In Ribbon, you can declare a variable as:

var x: T   // Corresponds to Rust's `Arc<RwLock<T>>`
let x: T   // Corresponds to Rust's `Arc<T>`

If, for whatever performance reason, you do not want atomic reference counting, and hence cannot share the reference across threads, you would impose a constraint @Local.

var x: T and @Local   // Corresponds to Rust's `Rc<RefCell<T>>`
let x: T and @Local   // Corresponds to Rust's `Rc<T>`

If you want everything within a block to be local, you can just provide the constraint to the whole block.

@Local {
    var x: T   // Corresponds to Rust's `Rc<RefCell<T>>`
    let x: T   // Corresponds to Rust's `Rc<T>`

    ...
}

And if you want something in a @Local block to be thread-safe, you can use @Global inside. Additionally, if you need a variable to actually be stored by value (e.g. a plain T in Rust), you can use @Owned. Note that @Local, @Global, and @Owned constraints may change names in the future as I better refine their semantics.

Also note that the shared reference-counting is only a semantic modeling for how variables work. Depending on usage or the particular data types involved, the optimizer may change their implementation to a more efficient one.

Copy on write

Similar to Swift, Ribbon uses copy-on-write semantics.

var a = big_list
let b = a        // `b` and `a` both share `big_list`. No copy occurs yet.

a ++= [42]       // `a` is mutated while `b` has the old value. A clone occurs.

The implementation gets a little complex to fully support this, which I describe later in this post.

Shared references

If you do want to have two variables refer to the same place in memory, you can used shared mutable references. This looks like:

var a = 12
let &b = &a

a := 13
print(b) // 13

You can kind of interpret the second line as "Let the address of b be equal to the address of a". It has a very satisfying elegance, don't you think?

Scaffolding

There's an additional mechanism I'm calling scaffolding. The idea is quite simple: what if you could do element access on a element that doesn't exist yet?

var x = [1, 2]

x[2] := 3

print(x) // [1, 2, 3]

You've probably seen this is some languages before, like JavaScript. But scaffolding extends to all collection types to any arbitrary depth! Check this out!

var x = []

x[0].a := 1
x[0].b.c := "Hi"
x[0].b.d := "Hello"

print(x) // [(a: 1, b: (c: "Hi", d: "Hello"))]

I'm calling it scaffolding because you can "scaffold" up your struct or list. Any "empty" place that could exist permits element access as if it did exist.

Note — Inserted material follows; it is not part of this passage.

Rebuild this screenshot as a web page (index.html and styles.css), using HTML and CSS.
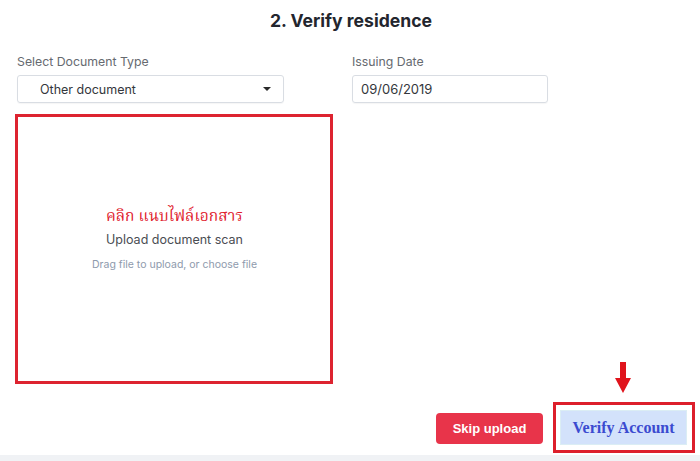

Though the semantics of Ribbon only actually allocates storage if assignment is performed or a mutable reference is created. Otherwise it defaults to an empty value (null) and doesn't allocate any storage at all.

In particular, I'm calling a reference to an element that doesn't exist yet a scaffold. For example, the x[0].b.c from above is a scaffold since it denotes a place in memory which doesn't exist yet, but that will be constructed in that line of code.

Internal implementation (advanced)

Because of shared mutable references, the actual internal representation of a variable in the interpreter I have written in Rust uses an Arc<Arc<RwLock<Value>>>. The outer Arc is for shared mutable references, the inner Arc is used for sharing values as part of copy-on-write, and the RwLock allows the interior mutability.

Here's how the operations work.

Summary

Hopefully you can see here that the variables in Ribbon are extremely flexible. They are designed to make prototyping easy, especially with scaffolds! However, once the optimizer phase is built, the concrete implementation of a variable can be optimized according to how it is used. It's the best of both flexibility and performance!